*STATED GOAL:* Everything from the first line of the data through the line with "import React from 'react';" is to be echoed exactly, minus the pictures.
▼▼▼
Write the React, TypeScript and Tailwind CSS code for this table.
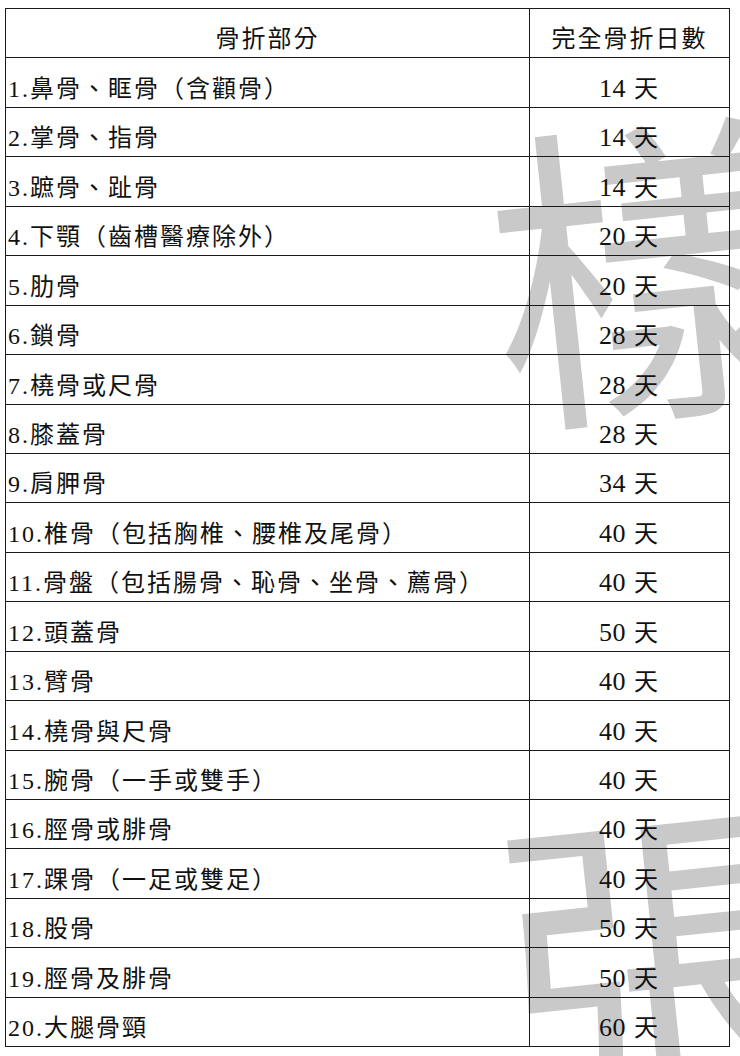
import React from 'react';

const rows: [string, string][] = [
  ['1.鼻骨、眶骨（含顴骨）', '14'],
  ['2.掌骨、指骨', '14'],
  ['3.蹠骨、趾骨', '14'],
  ['4.下顎（齒槽醫療除外）', '20'],
  ['5.肋骨', '20'],
  ['6.鎖骨', '28'],
  ['7.橈骨或尺骨', '28'],
  ['8.膝蓋骨', '28'],
  ['9.肩胛骨', '34'],
  ['10.椎骨（包括胸椎、腰椎及尾骨）', '40'],
  ['11.骨盤（包括腸骨、恥骨、坐骨、薦骨）', '40'],
  ['12.頭蓋骨', '50'],
  ['13.臂骨', '40'],
  ['14.橈骨與尺骨', '40'],
  ['15.腕骨（一手或雙手）', '40'],
  ['16.脛骨或腓骨', '40'],
  ['17.踝骨（一足或雙足）', '40'],
  ['18.股骨', '50'],
  ['19.脛骨及腓骨', '50'],
  ['20.大腿骨頸', '60'],
];

function Row({ left, right, header }: { left: React.ReactNode; right: React.ReactNode; header?: boolean }) {
  return (
    <div className="flex h-[49.45px] border-b border-[#1a1a1a]">
      <div
        className={
          'flex w-[524px] items-end border-r border-[#1a1a1a] pb-[4px] ' +
          (header ? 'justify-center' : 'pl-[2px]')
        }
      >
        <span className="leading-[28px]">{left}</span>
      </div>
      <div className="flex flex-1 items-end justify-center pb-[4px]">
        <span className="leading-[28px]">{right}</span>
      </div>
    </div>
  );
}

export default function App() {
  return (
    <div className="relative h-[1056px] w-[740px] overflow-hidden bg-white text-[#111]">
      {/* watermark */}
      <div
        className="absolute left-[486px] top-[96px] -rotate-6 select-none text-[320px] leading-none text-[#c9c9c9]"
        style={{ fontFamily: '"Noto Sans CJK TC", sans-serif' }}
        aria-hidden="true"
      >
        樣
      </div>
      <div
        className="absolute left-[498px] top-[776px] -rotate-6 select-none text-[340px] leading-none text-[#c9c9c9]"
        style={{ fontFamily: '"Noto Sans CJK TC", sans-serif' }}
        aria-hidden="true"
      >
        張
      </div>

      <div
        className="relative z-10 ml-[5px] mt-[8px] w-[725px] border-x border-t border-[#1a1a1a] text-[24px] tracking-[2px]"
        style={{ fontFamily: '"Liberation Serif", "Noto Sans CJK TC", serif' }}
      >
        <Row left="骨折部分" right="完全骨折日數" header />
        {rows.map(([part, days]) => (
          <Row
            key={part}
            left={part}
            right={
              <>
                <span className="text-[26px] tracking-[0.5px]">{days}</span> 天
              </>
            }
          />
        ))}
      </div>
    </div>
  );
}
▲▲▲
*SOLUTION TO THIS TASK:*
Write the React, TypeScript and Tailwind CSS code for this table.
import React from 'react';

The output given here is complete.